§ Exercise details
Look through the lines below and extract each one that contains "React".

■ ■ ■ ■

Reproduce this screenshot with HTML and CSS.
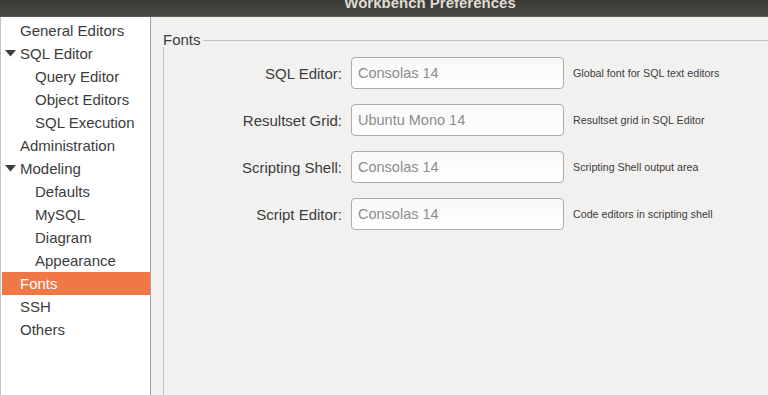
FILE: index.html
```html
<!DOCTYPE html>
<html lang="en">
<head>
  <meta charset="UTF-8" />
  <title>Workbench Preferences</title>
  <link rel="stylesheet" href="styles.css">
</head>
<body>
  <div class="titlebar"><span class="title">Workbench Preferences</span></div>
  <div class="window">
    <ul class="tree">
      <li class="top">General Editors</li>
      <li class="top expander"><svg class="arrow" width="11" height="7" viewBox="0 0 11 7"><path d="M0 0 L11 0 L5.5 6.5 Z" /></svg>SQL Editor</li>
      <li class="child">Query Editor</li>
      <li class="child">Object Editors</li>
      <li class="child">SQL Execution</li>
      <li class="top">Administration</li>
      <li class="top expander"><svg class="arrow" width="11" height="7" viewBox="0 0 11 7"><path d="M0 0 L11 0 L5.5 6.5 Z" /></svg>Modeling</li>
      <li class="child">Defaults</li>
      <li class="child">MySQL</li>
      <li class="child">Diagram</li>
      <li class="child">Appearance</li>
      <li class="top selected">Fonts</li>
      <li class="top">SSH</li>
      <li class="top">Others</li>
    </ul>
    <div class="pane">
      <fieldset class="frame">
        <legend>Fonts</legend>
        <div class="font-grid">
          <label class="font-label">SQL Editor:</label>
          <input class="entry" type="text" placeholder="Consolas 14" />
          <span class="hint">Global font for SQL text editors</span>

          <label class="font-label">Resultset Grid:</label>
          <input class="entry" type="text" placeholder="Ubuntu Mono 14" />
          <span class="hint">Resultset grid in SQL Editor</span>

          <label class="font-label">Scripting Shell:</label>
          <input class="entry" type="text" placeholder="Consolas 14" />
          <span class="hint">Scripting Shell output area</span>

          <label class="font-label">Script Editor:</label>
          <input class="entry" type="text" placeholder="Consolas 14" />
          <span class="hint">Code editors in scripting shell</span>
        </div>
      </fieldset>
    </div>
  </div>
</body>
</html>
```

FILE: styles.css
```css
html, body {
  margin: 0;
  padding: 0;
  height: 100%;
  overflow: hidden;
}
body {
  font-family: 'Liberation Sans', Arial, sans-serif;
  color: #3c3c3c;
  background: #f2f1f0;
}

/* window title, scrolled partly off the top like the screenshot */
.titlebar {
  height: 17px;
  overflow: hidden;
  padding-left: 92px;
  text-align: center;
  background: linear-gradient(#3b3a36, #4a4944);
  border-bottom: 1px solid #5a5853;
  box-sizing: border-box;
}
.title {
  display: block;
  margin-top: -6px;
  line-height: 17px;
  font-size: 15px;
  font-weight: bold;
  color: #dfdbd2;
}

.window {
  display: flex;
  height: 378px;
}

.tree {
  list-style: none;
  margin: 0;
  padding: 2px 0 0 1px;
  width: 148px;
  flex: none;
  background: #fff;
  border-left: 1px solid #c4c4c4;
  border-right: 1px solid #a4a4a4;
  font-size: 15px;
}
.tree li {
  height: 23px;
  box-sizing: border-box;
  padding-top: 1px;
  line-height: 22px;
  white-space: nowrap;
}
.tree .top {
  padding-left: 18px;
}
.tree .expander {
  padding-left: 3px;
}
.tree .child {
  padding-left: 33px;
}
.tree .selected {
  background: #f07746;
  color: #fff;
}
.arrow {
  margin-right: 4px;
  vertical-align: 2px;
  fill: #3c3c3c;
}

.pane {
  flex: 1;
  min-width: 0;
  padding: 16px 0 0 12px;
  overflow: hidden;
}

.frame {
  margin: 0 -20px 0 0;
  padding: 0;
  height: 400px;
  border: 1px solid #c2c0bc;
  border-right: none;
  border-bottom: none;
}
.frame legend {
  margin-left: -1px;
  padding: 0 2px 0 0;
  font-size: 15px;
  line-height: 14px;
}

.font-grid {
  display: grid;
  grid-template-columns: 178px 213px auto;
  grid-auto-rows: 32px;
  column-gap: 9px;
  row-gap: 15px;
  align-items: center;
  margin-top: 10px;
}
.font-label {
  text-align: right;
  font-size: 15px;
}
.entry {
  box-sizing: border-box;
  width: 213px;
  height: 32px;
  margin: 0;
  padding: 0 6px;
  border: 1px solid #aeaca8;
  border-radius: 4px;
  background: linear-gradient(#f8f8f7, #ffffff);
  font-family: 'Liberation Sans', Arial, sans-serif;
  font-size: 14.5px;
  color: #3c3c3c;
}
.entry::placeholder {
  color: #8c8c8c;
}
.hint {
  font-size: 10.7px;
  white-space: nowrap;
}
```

■ ■ ■ ■

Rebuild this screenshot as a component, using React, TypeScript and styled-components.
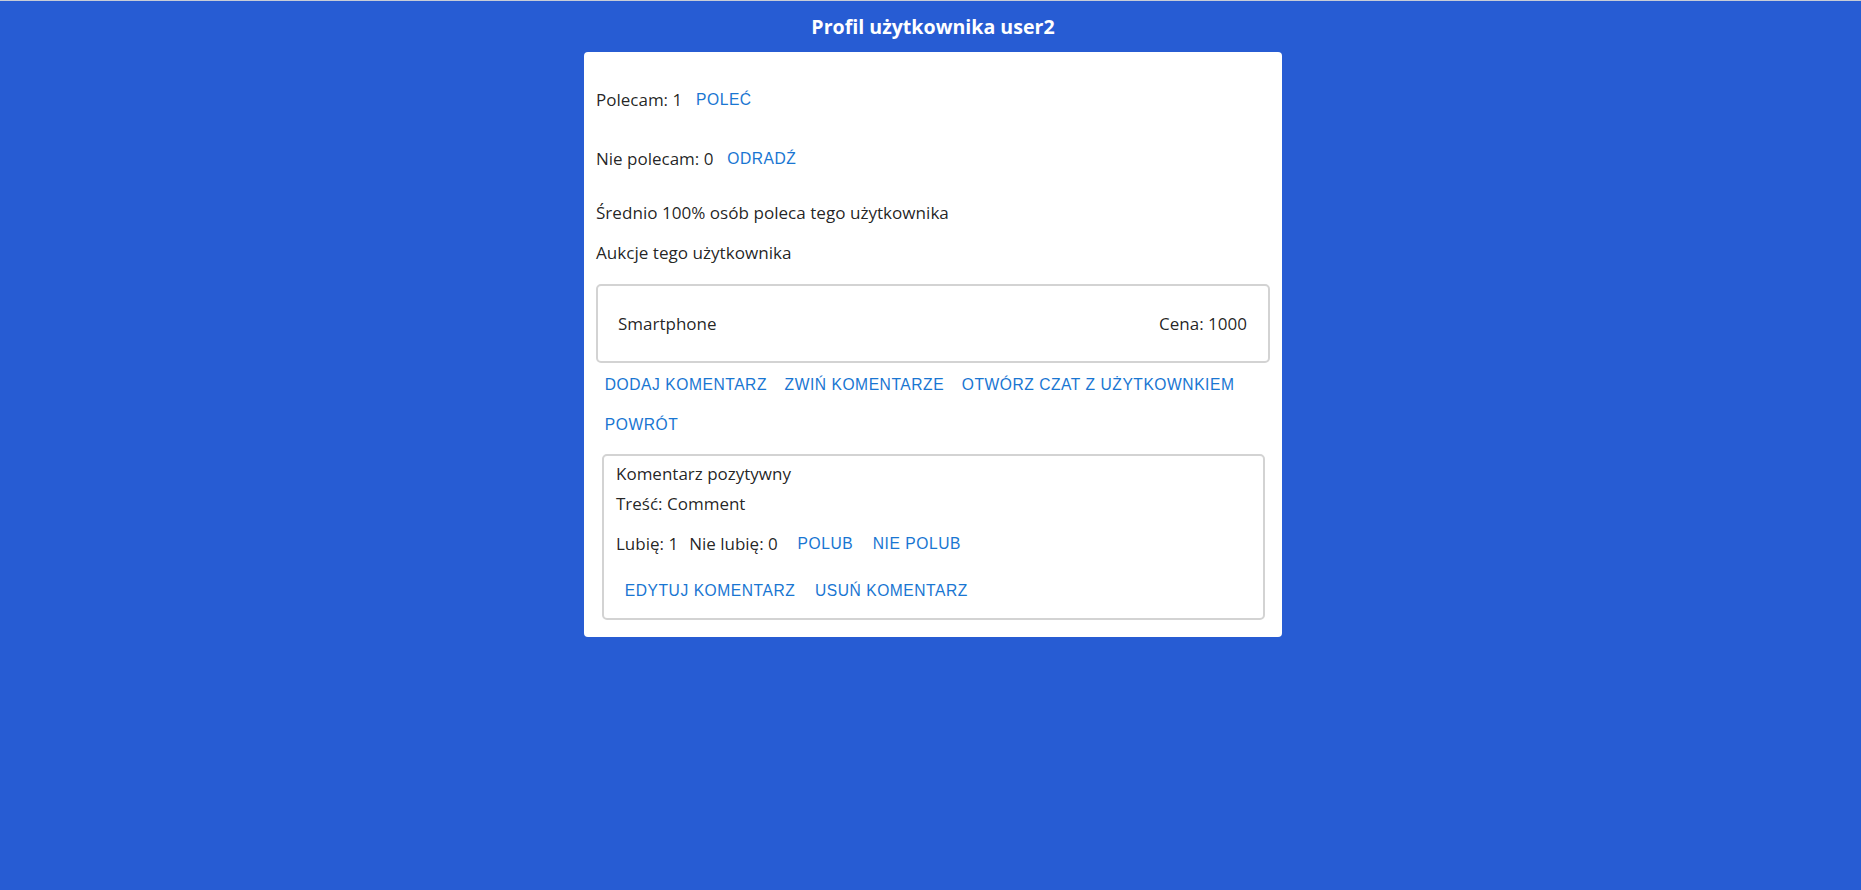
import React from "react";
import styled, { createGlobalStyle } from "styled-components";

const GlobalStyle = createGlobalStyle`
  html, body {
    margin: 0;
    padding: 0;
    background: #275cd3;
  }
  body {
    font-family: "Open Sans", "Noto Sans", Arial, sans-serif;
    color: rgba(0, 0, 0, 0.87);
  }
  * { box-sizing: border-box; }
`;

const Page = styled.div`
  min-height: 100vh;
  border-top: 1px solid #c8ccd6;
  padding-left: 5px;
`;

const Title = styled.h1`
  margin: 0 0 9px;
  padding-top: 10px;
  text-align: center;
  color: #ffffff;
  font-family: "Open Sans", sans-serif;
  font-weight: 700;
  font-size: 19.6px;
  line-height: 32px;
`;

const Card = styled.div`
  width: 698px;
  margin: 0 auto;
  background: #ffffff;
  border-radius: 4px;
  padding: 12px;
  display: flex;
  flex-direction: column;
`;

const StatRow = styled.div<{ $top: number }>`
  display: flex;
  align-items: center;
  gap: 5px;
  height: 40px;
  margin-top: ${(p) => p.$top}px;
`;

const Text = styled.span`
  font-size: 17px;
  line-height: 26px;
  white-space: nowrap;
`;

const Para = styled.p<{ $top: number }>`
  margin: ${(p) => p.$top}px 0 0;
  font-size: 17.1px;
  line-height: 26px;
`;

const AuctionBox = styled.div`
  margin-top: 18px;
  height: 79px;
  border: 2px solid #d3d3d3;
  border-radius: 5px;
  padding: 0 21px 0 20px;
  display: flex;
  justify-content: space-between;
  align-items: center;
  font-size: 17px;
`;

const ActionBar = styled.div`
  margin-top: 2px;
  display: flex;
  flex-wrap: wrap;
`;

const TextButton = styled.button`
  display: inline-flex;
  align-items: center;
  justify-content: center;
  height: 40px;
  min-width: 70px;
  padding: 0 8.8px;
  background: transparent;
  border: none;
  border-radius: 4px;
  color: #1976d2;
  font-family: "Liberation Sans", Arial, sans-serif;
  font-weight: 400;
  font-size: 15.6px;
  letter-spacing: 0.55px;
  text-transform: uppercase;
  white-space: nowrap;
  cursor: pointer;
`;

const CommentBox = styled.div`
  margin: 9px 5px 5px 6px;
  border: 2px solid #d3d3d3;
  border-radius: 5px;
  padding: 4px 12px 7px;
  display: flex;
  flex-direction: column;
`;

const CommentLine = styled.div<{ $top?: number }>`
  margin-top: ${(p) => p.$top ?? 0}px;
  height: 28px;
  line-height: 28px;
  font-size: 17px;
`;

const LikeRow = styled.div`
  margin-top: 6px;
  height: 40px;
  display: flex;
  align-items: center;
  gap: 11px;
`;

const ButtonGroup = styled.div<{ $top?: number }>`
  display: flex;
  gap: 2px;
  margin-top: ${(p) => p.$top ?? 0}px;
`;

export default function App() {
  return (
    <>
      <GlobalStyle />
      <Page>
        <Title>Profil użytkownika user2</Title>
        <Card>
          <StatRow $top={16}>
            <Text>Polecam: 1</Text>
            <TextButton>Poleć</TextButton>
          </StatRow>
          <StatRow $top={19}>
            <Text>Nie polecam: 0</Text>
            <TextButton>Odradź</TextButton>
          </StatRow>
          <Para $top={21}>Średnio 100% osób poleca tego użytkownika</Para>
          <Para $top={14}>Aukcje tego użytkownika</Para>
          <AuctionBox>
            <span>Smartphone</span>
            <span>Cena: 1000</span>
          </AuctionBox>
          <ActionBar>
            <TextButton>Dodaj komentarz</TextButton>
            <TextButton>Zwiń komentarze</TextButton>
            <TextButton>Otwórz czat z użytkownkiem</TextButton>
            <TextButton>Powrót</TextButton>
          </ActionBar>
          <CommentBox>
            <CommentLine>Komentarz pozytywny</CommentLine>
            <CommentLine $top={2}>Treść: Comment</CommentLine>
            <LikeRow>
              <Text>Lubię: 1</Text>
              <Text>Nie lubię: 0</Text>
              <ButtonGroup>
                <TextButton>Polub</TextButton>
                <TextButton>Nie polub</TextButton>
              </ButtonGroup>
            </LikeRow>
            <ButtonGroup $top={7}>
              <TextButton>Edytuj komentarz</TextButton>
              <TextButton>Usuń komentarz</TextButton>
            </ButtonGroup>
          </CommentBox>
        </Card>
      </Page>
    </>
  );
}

■ ■ ■ ■

§ Expected output
Rebuild this screenshot as a component, using React, TypeScript and styled-components.
import React from "react";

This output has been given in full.